The webcam didn’t send anything new since yesterday early morning. The last view was taken just outside the channel between Isla Fitz Roy and Isla Humos,in the Chonos archipelago.
Jerry. That last photo & the last map is wrong, that’s where you were when the feed last updated over a day ago. Since then you’ve been out into the Pacific, sailed around a headland & entered another fjord [the red track I’ve drawn]. The Témpano glacier is just right of the red cross below:
https://flic.kr/p/2hD5pT2
So really lost?
The layout of the map of where he is & where he was over a day ago are coincidentally similar. Image 3 map [where he is] & image 5 map [yesterday, where he was] easily confused I suppose.
Serious ice nearby! 🙂
Close up it looks like someone traveling around the surface of the brain.

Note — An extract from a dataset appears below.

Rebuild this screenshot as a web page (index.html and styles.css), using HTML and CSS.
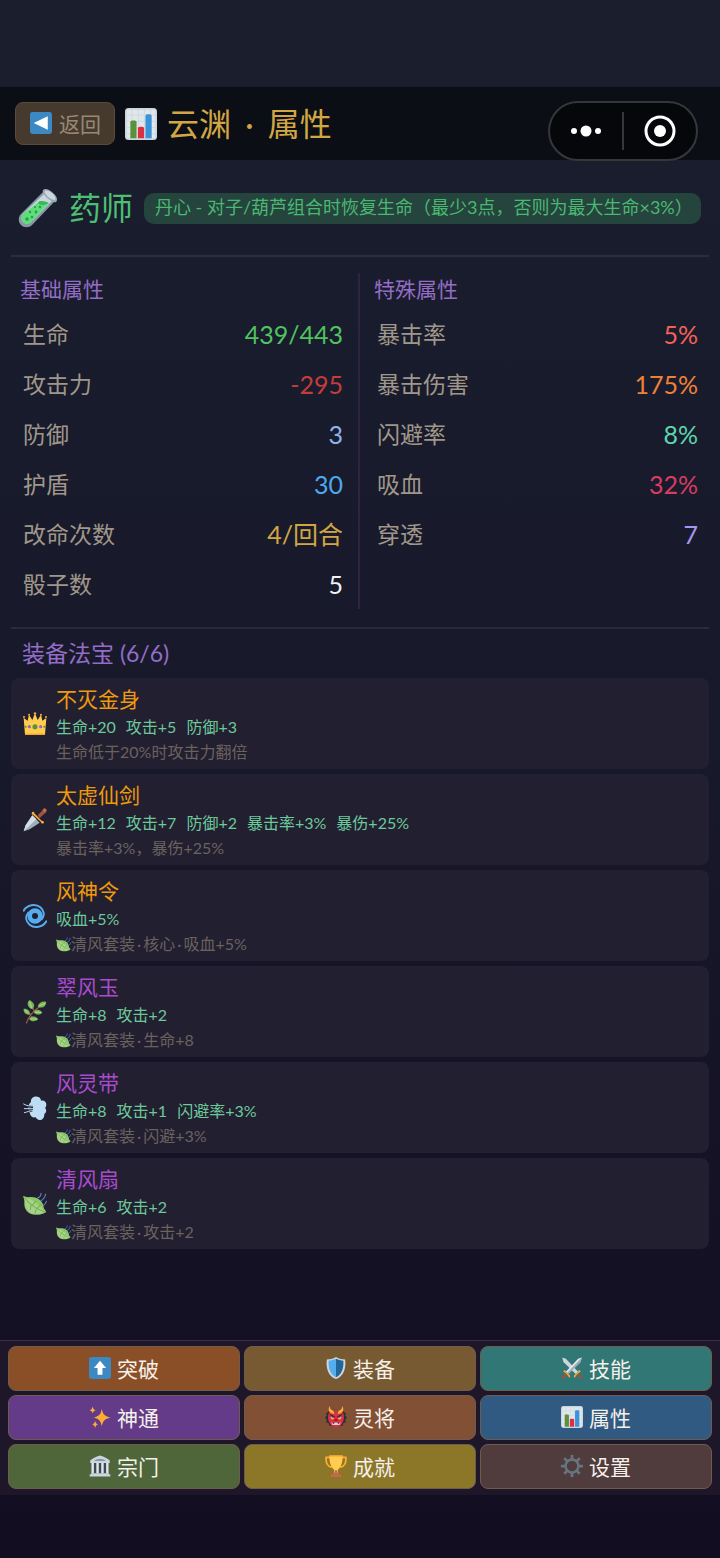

Jerry’s voyage today is very short.
It’s from the glacier [top red cross] to Eden [to the right of bottom red cross on the fjord shore] – two or three hours perhaps?
https://flic.kr/p/2hD8FC5
Thanks for the update. I’ll tell readers to look at the comments. It’s annoying that we don’t see our real-time position and video on the last site.
This is so thrilling
With the miserable conditions, it appears – in some views – like one of those movies about old seafaring, battling the elements.
Not sure if that qualifies as the middle of nowhere, but on the rare clear day, you can probably see nowhere from there.
Sometimes nowhere is the best possible place to be.
What is amazing is that PCC is managing to make WEIT posts from the middle of nowhere. It will not surprise me if he manages to post from Antarctica.
He’s in the wrong ocean for Middle of Nowhere.
(There’s an easter egg in old MacOS’s map control panel based on that joke.)
Lucky you! 🙂 🙂
“..the place in the world with the highest frequency of rainfall”
It’s ironic that, IIRC, Chile, at its other (northern) end, also has the driest place on earth, the Atacama Desert. Not too surprising that the capital is ‘halfway’ between.
I should have added the qualification ‘..driest NON-POLAR place..’
Looking at Villa Puero Edén on Google Earth (48 degrees S), the gallery images make it look damp, as expected. Charming. I’d buy a locally made souvenir out of sympathy.
Unless Adam & Eve are waterproof fish “Puerto Edén” must be a marketing move, the same as the name “Greenland” [Grfnland] reputedly was. Reputedly.
I’d love to go there – rainier than Britland! I think you can spot sea otters thereabouts & some sort of deer. One disgruntled reviewer using the ferry service complained of nowt to do at that stop & no cafes nor public toilets! That was 2012 though & I think s/he didn’t have a floating hotel only a short boat ride away [there must surely be toilets ashore for visitor non-locals though!].
I’d say ‘Buy Icelandic’, pretty wet there, but they are getting quite rich again after 2008.
‘Public Inconvenience” land? Or do they still use that ‘Public Noninconvenience’ terminology in Britland? I’ve not been for 5 years or so.
“Public conveniences” has faded away – “public toilets”, “disabled toilets” etc is current usage in my experience. We also have them labelled as having “baby changing” facilities now, which will presumably confuse E.T. & other non-Brits.
Actually, global warming might make Greenland one of the few decent humanly inhabitable places in a hundred years. In a selfish mood, maybe go there then and afterwards campaign to rename it ‘Poisonous-snakeland’ or ‘Religious-looneyland’ or etc..
Maybe PCCE will report on the availability of such facilities.
I saw a pic on Google of a cat strolling the Puerto Edén boardwalk. I expect PCC[E] & said kitty will be conversing right now about serious matters concerning fish.
And I’m sure such an encounter will by photographically documented. We should see evidence at some point where his bandwidth widens.
I found you based on your map here to be at -48.711877, -74.194327. Obviously, not all these decimals are significant but …
Hard to believe they would be. A millionth of a degree of latitude is about five inches.
Ship has just dropped anchor [I assume – it’s not moving any more] 300 metres off Puerto Edén where the yellow pin is:
https://flic.kr/p/2hDdU5u
Nice view. Is this from Google Earth?
yes, screenshot of. I plugged the latlong for the ship into the Google Earth search bar & one is pulled down to the planet & it plants a yellow pin. Needs a special effect though *swooping sound, burning re-entry & SPLASH!* for watery pins.
Your cinematic sensibility is undoubtedly the result of viewing numerous examples produced by other humanoids on your planet. I can well appreciate that. Thanks for the tip. I shall try it myself.
Yes, that was at dawn this morning near the glacier. As of three minutes ago they’ve sailed approx 50 km south to -49.12774 -74.36910 –
a kilometre or two offshore from Puerto Edén. That’s according to CRUISEMAPPER which has been accurate up to now.